Legal Status in the United States

Polygraph results occupy an unusual legal position. Neither the U.S. Code nor the Federal Rules of Evidence specifically address their admissibility, and military courts have barred them entirely since 1991. For decades, most federal courts excluded polygraph evidence under the “general acceptance” standard from a 1923 case, reasoning that the scientific community had not broadly accepted the technique as reliable.

A 1993 Supreme Court ruling loosened that standard, requiring judges to evaluate scientific evidence based on whether it has been tested, peer-reviewed, has a known error rate, and has gained acceptance in the relevant scientific community. Since then, a small number of federal circuit courts have opened the door to polygraph evidence in narrow circumstances, such as when both parties agree to the test beforehand, or when results are used to support or challenge a witness’s credibility. In most courts, however, polygraph results remain inadmissible.

In the workplace, the Employee Polygraph Protection Act of 1988 prohibits most private employers from requiring or even requesting that employees or job applicants take a lie detector test. There are specific exceptions: federal, state, and local government agencies are not covered by the ban. Private-sector exemptions exist for security firms (armored car companies, alarm companies, security guard services), pharmaceutical companies where employees handle controlled substances, and situations where an employer is investigating a specific workplace theft or loss and the employee had access to the property in question.

Alternative Lie Detection Technologies

Voice stress analysis emerged as a potential alternative to the polygraph, designed to detect microtremors in a person’s voice caused by the effort of concealing the truth. Unlike the polygraph, voice stress analysis software can be applied to phone calls, recordings, and remote conversations without requiring a person to sit in a room connected to sensors. In practice, however, the technology has performed poorly. A field study funded by the National Institute of Justice found that voice stress analysis programs correctly identified only about 15% of people who lied about recent drug use (verified against urine tests). One of the two programs tested caught just 8% of deceptive responses. While they were better at correctly identifying truthful people (about 91.5% accuracy on that measure), a test that misses 85% of actual lies has limited practical value.

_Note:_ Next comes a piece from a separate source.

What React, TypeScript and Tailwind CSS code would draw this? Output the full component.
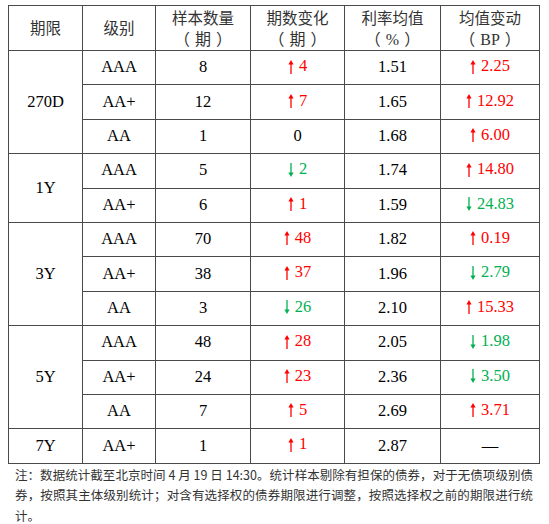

Brain imaging using functional MRI represents a more technologically sophisticated approach. Researchers have identified patterns of activity in decision-making and emotional regions of the brain that differ between truthful and deceptive responses. However, this technology remains in the experimental stage. There have been no prospective clinical trials meeting the standards required for medical device approval, and the few studies conducted have produced inconsistent activation patterns across subjects. Some participants showed the expected frontal brain activity during deception, while others showed emotional responses in completely different brain regions, suggesting that people may lie in neurologically different ways.

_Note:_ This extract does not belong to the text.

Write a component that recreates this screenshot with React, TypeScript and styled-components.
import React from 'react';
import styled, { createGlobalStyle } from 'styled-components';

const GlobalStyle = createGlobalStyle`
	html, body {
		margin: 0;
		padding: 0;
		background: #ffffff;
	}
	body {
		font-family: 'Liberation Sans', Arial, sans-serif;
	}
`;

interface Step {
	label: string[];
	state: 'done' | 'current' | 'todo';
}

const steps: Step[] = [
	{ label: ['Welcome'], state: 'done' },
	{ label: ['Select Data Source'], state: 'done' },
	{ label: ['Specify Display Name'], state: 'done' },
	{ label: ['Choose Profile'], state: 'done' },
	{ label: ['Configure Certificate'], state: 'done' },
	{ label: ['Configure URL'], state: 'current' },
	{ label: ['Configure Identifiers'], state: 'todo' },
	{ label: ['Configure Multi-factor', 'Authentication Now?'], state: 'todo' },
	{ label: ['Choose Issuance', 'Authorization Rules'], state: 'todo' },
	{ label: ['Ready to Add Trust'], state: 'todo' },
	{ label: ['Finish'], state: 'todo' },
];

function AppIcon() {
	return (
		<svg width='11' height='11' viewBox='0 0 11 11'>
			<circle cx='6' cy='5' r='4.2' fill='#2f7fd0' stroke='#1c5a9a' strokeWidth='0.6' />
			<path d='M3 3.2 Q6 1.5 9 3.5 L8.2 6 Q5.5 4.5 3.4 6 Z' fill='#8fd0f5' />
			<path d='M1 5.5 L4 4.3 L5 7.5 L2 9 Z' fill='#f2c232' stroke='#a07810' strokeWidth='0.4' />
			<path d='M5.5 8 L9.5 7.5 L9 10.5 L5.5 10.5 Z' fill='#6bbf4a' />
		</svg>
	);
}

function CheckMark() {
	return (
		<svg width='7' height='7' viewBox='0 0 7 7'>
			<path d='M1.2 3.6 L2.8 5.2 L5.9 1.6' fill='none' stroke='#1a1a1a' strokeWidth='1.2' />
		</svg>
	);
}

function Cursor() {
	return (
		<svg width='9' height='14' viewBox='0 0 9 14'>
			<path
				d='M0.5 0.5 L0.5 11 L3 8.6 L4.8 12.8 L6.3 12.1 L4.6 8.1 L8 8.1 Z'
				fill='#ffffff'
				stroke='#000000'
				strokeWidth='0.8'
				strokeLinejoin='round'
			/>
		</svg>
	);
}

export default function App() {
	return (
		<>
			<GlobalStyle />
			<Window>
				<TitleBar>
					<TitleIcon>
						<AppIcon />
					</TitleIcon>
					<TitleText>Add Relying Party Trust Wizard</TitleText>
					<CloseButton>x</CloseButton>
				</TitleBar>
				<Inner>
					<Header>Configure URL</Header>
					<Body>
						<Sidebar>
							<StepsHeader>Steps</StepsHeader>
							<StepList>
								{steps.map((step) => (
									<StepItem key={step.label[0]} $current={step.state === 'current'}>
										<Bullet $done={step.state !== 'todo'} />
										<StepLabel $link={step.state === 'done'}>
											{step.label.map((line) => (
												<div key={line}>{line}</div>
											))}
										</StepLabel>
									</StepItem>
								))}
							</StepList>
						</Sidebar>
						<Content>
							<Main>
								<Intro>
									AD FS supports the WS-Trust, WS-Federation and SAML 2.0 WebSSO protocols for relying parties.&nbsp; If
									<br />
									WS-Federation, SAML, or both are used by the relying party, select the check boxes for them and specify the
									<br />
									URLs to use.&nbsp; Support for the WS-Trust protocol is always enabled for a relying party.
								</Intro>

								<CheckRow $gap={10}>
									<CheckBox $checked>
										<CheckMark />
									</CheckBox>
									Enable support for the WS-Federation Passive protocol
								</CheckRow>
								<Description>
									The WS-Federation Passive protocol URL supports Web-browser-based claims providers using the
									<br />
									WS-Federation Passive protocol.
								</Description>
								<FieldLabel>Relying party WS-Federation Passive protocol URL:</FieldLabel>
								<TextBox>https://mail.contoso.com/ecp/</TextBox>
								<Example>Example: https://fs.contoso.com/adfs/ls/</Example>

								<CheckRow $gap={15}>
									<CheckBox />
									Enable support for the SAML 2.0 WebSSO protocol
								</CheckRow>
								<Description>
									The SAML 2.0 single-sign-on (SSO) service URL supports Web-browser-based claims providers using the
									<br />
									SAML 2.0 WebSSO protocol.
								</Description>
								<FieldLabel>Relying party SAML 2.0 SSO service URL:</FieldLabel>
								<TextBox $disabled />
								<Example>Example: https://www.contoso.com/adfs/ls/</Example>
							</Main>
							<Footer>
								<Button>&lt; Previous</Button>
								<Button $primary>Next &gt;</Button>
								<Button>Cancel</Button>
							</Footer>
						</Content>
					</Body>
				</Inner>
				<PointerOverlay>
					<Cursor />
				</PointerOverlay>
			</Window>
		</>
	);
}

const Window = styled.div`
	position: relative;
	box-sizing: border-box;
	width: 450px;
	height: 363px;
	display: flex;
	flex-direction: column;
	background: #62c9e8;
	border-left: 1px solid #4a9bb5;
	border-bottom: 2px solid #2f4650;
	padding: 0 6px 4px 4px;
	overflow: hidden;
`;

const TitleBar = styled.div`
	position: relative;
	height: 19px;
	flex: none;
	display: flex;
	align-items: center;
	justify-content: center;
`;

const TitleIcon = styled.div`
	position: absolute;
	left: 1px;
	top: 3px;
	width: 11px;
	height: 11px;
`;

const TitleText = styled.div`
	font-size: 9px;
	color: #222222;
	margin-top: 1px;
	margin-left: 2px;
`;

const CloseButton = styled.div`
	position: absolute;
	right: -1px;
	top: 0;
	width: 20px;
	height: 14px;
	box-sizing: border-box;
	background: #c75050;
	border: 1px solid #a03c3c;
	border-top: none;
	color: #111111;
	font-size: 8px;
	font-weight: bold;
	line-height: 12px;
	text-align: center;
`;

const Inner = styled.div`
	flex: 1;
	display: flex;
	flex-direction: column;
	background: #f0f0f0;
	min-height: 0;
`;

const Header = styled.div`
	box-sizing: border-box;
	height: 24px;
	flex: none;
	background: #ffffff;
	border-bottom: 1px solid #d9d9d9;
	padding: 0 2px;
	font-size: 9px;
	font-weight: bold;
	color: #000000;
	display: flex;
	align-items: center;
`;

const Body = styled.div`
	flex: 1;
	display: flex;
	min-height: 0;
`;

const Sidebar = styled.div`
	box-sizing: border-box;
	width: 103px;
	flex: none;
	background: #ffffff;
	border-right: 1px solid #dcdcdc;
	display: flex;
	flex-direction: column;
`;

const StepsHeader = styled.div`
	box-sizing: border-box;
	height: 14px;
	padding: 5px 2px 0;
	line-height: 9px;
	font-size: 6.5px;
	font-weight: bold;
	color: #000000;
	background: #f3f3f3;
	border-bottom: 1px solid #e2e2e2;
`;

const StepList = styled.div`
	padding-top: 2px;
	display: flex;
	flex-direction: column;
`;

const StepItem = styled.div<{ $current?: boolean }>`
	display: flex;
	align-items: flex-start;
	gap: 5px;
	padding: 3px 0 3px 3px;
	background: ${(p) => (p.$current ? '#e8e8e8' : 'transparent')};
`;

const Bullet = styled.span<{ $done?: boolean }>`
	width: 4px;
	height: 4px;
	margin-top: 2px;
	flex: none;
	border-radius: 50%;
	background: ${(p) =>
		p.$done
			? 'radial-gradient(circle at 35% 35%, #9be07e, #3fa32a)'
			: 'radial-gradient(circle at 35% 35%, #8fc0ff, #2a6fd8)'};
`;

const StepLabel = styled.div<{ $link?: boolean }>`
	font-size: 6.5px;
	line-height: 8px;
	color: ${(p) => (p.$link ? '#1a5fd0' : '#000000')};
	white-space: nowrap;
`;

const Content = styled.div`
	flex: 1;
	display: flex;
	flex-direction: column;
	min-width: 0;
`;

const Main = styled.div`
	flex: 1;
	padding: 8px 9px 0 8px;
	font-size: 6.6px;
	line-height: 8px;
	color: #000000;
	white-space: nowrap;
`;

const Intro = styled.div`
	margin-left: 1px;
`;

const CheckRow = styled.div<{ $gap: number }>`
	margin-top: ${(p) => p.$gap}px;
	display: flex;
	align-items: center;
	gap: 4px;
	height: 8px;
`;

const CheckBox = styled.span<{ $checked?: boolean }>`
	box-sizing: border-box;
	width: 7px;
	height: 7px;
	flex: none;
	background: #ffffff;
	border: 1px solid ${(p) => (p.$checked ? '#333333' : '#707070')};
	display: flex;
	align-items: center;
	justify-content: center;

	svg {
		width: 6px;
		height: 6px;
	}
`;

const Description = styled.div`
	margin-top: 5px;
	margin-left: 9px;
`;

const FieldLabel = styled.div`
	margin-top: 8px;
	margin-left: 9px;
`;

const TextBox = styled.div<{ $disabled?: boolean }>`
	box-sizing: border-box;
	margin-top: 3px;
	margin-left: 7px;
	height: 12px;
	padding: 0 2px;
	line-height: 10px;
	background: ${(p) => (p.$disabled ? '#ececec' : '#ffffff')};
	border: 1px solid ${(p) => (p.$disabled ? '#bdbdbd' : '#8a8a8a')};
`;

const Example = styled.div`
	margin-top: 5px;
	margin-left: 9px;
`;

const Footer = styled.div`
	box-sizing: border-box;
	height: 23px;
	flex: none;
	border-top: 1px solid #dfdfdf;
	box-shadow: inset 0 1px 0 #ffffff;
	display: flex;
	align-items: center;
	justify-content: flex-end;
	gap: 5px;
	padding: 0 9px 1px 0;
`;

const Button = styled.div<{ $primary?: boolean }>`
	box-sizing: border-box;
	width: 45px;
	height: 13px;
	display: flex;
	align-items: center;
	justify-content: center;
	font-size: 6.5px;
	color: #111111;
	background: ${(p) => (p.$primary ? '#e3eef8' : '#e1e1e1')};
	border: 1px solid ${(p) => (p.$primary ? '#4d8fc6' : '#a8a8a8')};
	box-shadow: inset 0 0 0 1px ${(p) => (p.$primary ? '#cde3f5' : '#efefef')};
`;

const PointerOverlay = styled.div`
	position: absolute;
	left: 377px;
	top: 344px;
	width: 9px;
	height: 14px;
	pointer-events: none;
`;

What to Expect if You Take One

If you’re asked to take a polygraph for employment screening or as part of an investigation, the process is voluntary in most civilian contexts. You cannot be forced to take one, and in many jurisdictions, refusing a polygraph cannot legally be held against you in employment decisions covered by the EPPA.

The sensors are painless. The blood pressure cuff inflates to a moderate level (about 60 mmHg, roughly half of what you’d feel during a standard blood pressure check at a doctor’s office), and the finger plates simply rest against your skin. You’ll sit still in a chair and answer “yes” or “no” to questions you’ve already reviewed. The examiner will run through the question set multiple times to collect enough data.

After the test, the examiner scores the charts and renders an opinion: no deception indicated, deception indicated, or inconclusive. That opinion is exactly that, an interpretation of physiological data filtered through a scoring method that, even under favorable conditions, has a known margin of error. The result is not a definitive statement about whether you told the truth.